Two of a kind

15 September,2021 07:50 AM IST |  Mumbai  |  Sukanya Datta

An NGO’s debut for kids salutes two sisters who overcame mental illness, grief and exclusion, taking it upon themselves to build a kinder world

Jacklin and Amali are winners of the prestigious Changemaker Award

With their big black eyes, long plaited hair and welcoming smiles, sisters Jacklin Janaki and Amali Margaret from Kovandakurichi  who run Home Again — a set of facilities for women who’ve experienced mental illness, grief, homelessness and exclusion — hold the promise of care, community and compassion. It’s their awe-inspiring story — heartbreaking and heartwarming in equal measure — that Chennai-based NGO The Banyan’s new title for children, Jacklin & Amali, unravels. The sisters’ journey, from their native village to Chennai and back to Kovandakurichi, and through depression, bipolar disorder, loss, marginalisation, socio-economic distress, care and hope, is sensitively brought to life by Anushka Madhavan’s illustrations and Rega Jha’s storytelling. 

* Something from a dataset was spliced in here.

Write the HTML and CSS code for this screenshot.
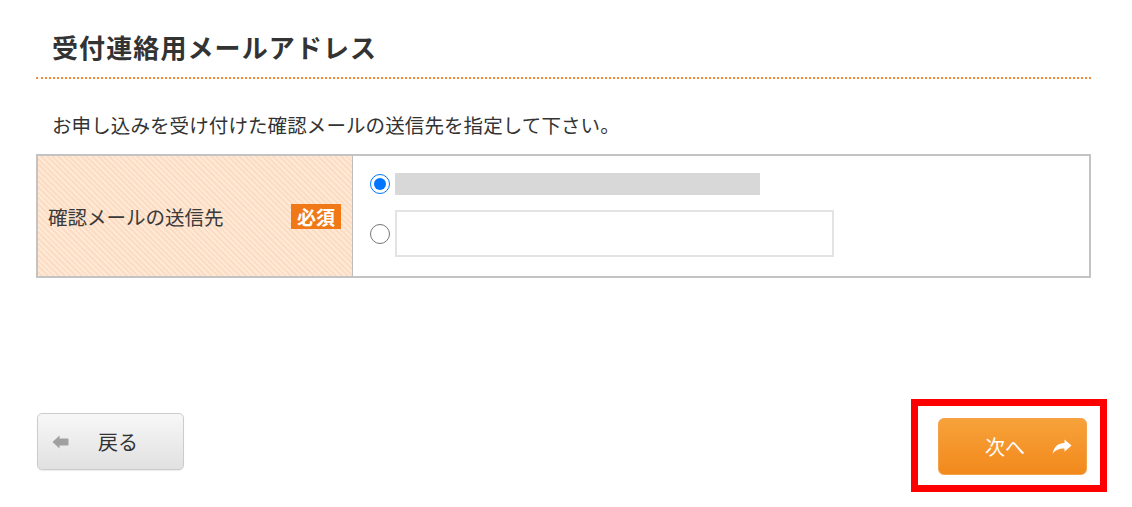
FILE: index.html
```html
<!DOCTYPE html>
<html lang="ja">
<head>
<meta charset="utf-8">
<title>受付連絡用メールアドレス</title>
<link rel="stylesheet" href="styles.css">
</head>
<body>
<div class="page">
  <h2 class="section-title">受付連絡用メールアドレス</h2>
  <p class="lead">お申し込みを受け付けた確認メールの送信先を指定して下さい。</p>

  <div class="form-table">
    <div class="form-label">
      <span class="label-text">確認メールの送信先</span>
      <span class="badge">必須</span>
    </div>
    <div class="form-value">
      <label class="choice">
        <input type="radio" name="mailto" class="radio" checked>
        <span class="masked"></span>
      </label>
      <label class="choice">
        <input type="radio" name="mailto" class="radio">
        <input type="text" class="text-input">
      </label>
    </div>
  </div>

  <div class="footer">
    <button class="btn btn-back" type="button">
      <svg class="icon-back" viewBox="0 0 17 14" width="17" height="14" aria-hidden="true">
        <path d="M0.5 7 L7.5 0.5 V3.5 H15.5 Q16.5 3.5 16.5 4.5 V9.5 Q16.5 10.5 15.5 10.5 H7.5 V13.5 Z" fill="#a0a0a0"/>
      </svg>
      <span>戻る</span>
    </button>
    <div class="highlight">
      <button class="btn btn-next" type="button">
        <span>次へ</span>
        <svg class="icon-next" viewBox="0 0 20 16" width="20" height="16" aria-hidden="true">
          <path d="M19.5 6.5 L12.5 0.5 V4 C6 4.2 2 7.5 0.5 15 C3.5 11 7 9.6 12.5 9.6 V12.8 Z" fill="#ffffff"/>
        </svg>
      </button>
    </div>
  </div>
</div>
</body>
</html>
```

FILE: styles.css
```css
* {
  box-sizing: border-box;
}

html, body {
  margin: 0;
  padding: 0;
  background: #ffffff;
}

body {
  font-family: "Noto Sans CJK JP", "Noto Sans", "Liberation Sans", sans-serif;
  color: #333333;
}

.page {
  padding-left: 36px;
  width: 1107px;
}

.section-title {
  margin: 0;
  width: 1055px;
  padding: 31px 0 14px 16px;
  font-size: 26px;
  line-height: 32px;
  letter-spacing: 1.1px;
  font-weight: bold;
  color: #333333;
  border-bottom: 2px dotted #f0893a;
}

.lead {
  margin: 32px 0 0 16px;
  font-size: 19.5px;
  line-height: 28px;
  letter-spacing: 0.1px;
  color: #333333;
}

.form-table {
  margin-top: 15px;
  width: 1055px;
  display: grid;
  grid-template-columns: 315px 1fr;
  border: 2px solid #c3c3c3;
}

.form-label {
  display: flex;
  align-items: center;
  justify-content: space-between;
  padding: 0 11px 0 10px;
  border-right: 1px solid #bdbdbd;
  background-color: #fde3cd;
  background-image: repeating-linear-gradient(45deg, #fee8d6 0 2px, #fcdcc2 2px 4px);
  font-size: 19.5px;
  color: #3a3a3a;
}

.badge {
  display: inline-block;
  padding: 0 6px;
  height: 25px;
  line-height: 25px;
  background: #f07816;
  color: #ffffff;
  font-weight: bold;
  font-size: 19px;
}

.form-value {
  display: flex;
  flex-direction: column;
  gap: 15px;
  padding: 17px 0 19px 17px;
  background: #ffffff;
}

.choice {
  display: flex;
  align-items: center;
  gap: 5px;
}

.radio {
  margin: 0;
  width: 20px;
  height: 20px;
}

.masked {
  display: block;
  width: 365px;
  height: 22px;
  background: #d8d8d8;
}

.text-input {
  width: 439px;
  height: 47px;
  margin: 0;
  border: 2px solid #e3e3e3;
  background: #ffffff;
  font-size: 18px;
}

.footer {
  margin-top: 121px;
  display: flex;
  justify-content: space-between;
  align-items: flex-start;
  padding-left: 1px;
}

.btn {
  display: flex;
  align-items: center;
  height: 57px;
  margin: 0;
  font-family: "Noto Sans CJK JP", "Noto Sans", sans-serif;
  font-size: 20px;
  cursor: pointer;
}

.btn-back {
  margin-top: 14px;
  width: 147px;
  padding: 0 0 0 14px;
  border: 1px solid #cccccc;
  border-radius: 5px;
  background: linear-gradient(#f7f7f7, #e1e1e1);
  color: #333333;
  box-shadow: 0 1px 1px rgba(0, 0, 0, 0.08);
}

.icon-back {
  margin-right: 29px;
}

.highlight {
  border: 7px solid #ff0000;
  padding: 12px 13px 10px 20px;
}

.btn-next {
  width: 149px;
  padding: 0 14px 0 46px;
  border: 1px solid #f3a24a;
  border-radius: 6px;
  background: linear-gradient(#f7a23a, #f2891c);
  color: #ffffff;
  justify-content: space-between;
}
```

Rega Jha and Anushka Madhavan

The book is a part of The Banyan co-founder Vandana Gopikumar’s vision to celebrate Chennai’s care heroes. At a time when the discourse around mental health, especially access and awareness in rural areas, is largely kept out of the young reader’s reach, this title does a nuanced job of decoding the complexities of marginalisation and mental distress. “The Banyan wasn’t keen on shying away from depicting topics like death, depression and sexual intimacy; they wanted to normalise these concepts so that a parent can pick up the book and read it to their kid. And if the child is curious, they can have a conversation around this,” points out Madhavan. Jha, who wrote for young readers for the first time, adds that the team pushed itself to “whittle down complex concepts to their simplest structures and the gentlest possible wording”.  “[It’s] a helpful and clarifying thing for any of us to do no matter how old we are, especially with subjects like grief, trauma, othering, belonging and wellness — that don’t really get too much easier to understand with age,” she notes. 

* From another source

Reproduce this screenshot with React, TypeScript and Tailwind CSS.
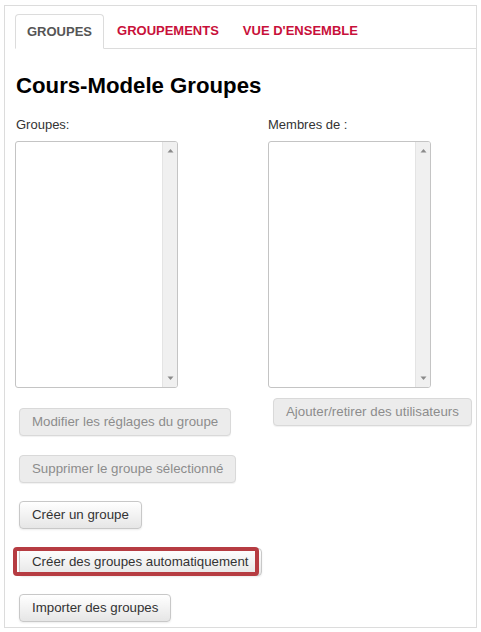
import React from "react";

const FONT = { fontFamily: '"Liberation Sans", Arial, sans-serif' };

function ListBox() {
  return (
    <div className="flex h-[247px] w-[163px] overflow-hidden rounded-[3px] border border-[#c4c4c4] bg-white">
      <div className="flex-1" />
      <div className="flex w-[15px] flex-col justify-between border-l border-[#e4e4e4] bg-[#f0f0f0] py-[6px]">
        <svg width="15" height="5" viewBox="0 0 15 5">
          <path d="M4.5 4.5 L7.5 1 L10.5 4.5 Z" fill="#8a8a8a" />
        </svg>
        <svg width="15" height="5" viewBox="0 0 15 5">
          <path d="M4.5 0.5 L7.5 4 L10.5 0.5 Z" fill="#8a8a8a" />
        </svg>
      </div>
    </div>
  );
}

function DisabledButton({ label }: { label: string }) {
  return (
    <button
      disabled
      className="h-[28px] whitespace-nowrap rounded-[4px] border border-[#d9d9d9] bg-[#ececec] px-[12px] text-[13.3px] text-[#8c8c8c] shadow-[0_1px_1px_rgba(0,0,0,0.06)]"
    >
      {label}
    </button>
  );
}

function ActiveButton({ label }: { label: string }) {
  return (
    <button className="h-[28px] whitespace-nowrap rounded-[4px] border border-[#c8c8c8] bg-gradient-to-b from-white to-[#e6e6e6] px-[12px] text-[13.3px] text-[#333] shadow-[0_1px_2px_rgba(0,0,0,0.08)]">
      {label}
    </button>
  );
}

export default function App() {
  return (
    <div style={FONT} className="bg-white pl-[4px] pt-[5px]">
      <div className="h-[623px] w-[473px] border border-[#dcdcdc] px-[10px] pt-[8px]">
        {/* onglets */}
        <ul className="-mr-[10px] flex border-b border-[#dcdcdc]">
          <li className="-mb-px mr-[2px] flex h-[35px] items-center rounded-t-[4px] border border-[#dcdcdc] border-b-white bg-white px-[11px] text-[13px] font-bold text-[#555]">
            GROUPES
          </li>
          <li className="mr-[2px] flex h-[34px] items-center px-[11px] text-[13px] font-bold text-[#c8103a]">
            GROUPEMENTS
          </li>
          <li className="flex h-[34px] items-center px-[11px] text-[13px] font-bold text-[#c8103a]">
            VUE D'ENSEMBLE
          </li>
        </ul>

        <h2 className="ml-px mt-[24px] text-[22.2px] font-bold leading-[26px] text-black">
          Cours-Modele Groupes
        </h2>

        <div className="mt-[17px] grid grid-cols-[253px_1fr]">
          <div className="flex flex-col">
            <label className="ml-px text-[13px] leading-[18px] text-[#333]">Groupes:</label>
            <div className="mt-[7px]">
              <ListBox />
            </div>
            <div className="ml-[4px] mt-[20px] flex flex-col items-start gap-[18.5px]">
              <DisabledButton label="Modifier les réglages du groupe" />
              <DisabledButton label="Supprimer le groupe sélectionné" />
              <ActiveButton label="Créer un groupe" />
              <div className="relative">
                <ActiveButton label="Créer des groupes automatiquement" />
                <span className="pointer-events-none absolute -left-[6px] -top-px bottom-0 right-[3px] rounded-[4px] border-[4px] border-[#b63c42]" />
              </div>
              <ActiveButton label="Importer des groupes" />
            </div>
          </div>
          <div className="flex flex-col">
            <label className="text-[13px] leading-[18px] text-[#333]">Membres de :</label>
            <div className="mt-[7px]">
              <ListBox />
            </div>
            <div className="ml-[5px] mt-[10px] flex flex-col items-start">
              <DisabledButton label="Ajouter/retirer des utilisateurs" />
            </div>
          </div>
        </div>
      </div>
    </div>
  );
}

The illustrated journey also portrays how Jacklin and Amali complement each other — a sisterhood they extend to other women later. “Each of these two women is inspiring in countless ways, but to me, the lesson from their lives [so far] is simple: care is transformative. Real care—personalised, compassionate care, a promise of safety, a sense of belonging and acceptance—is what stands between each of us and our truest potentials,” Jha signs off.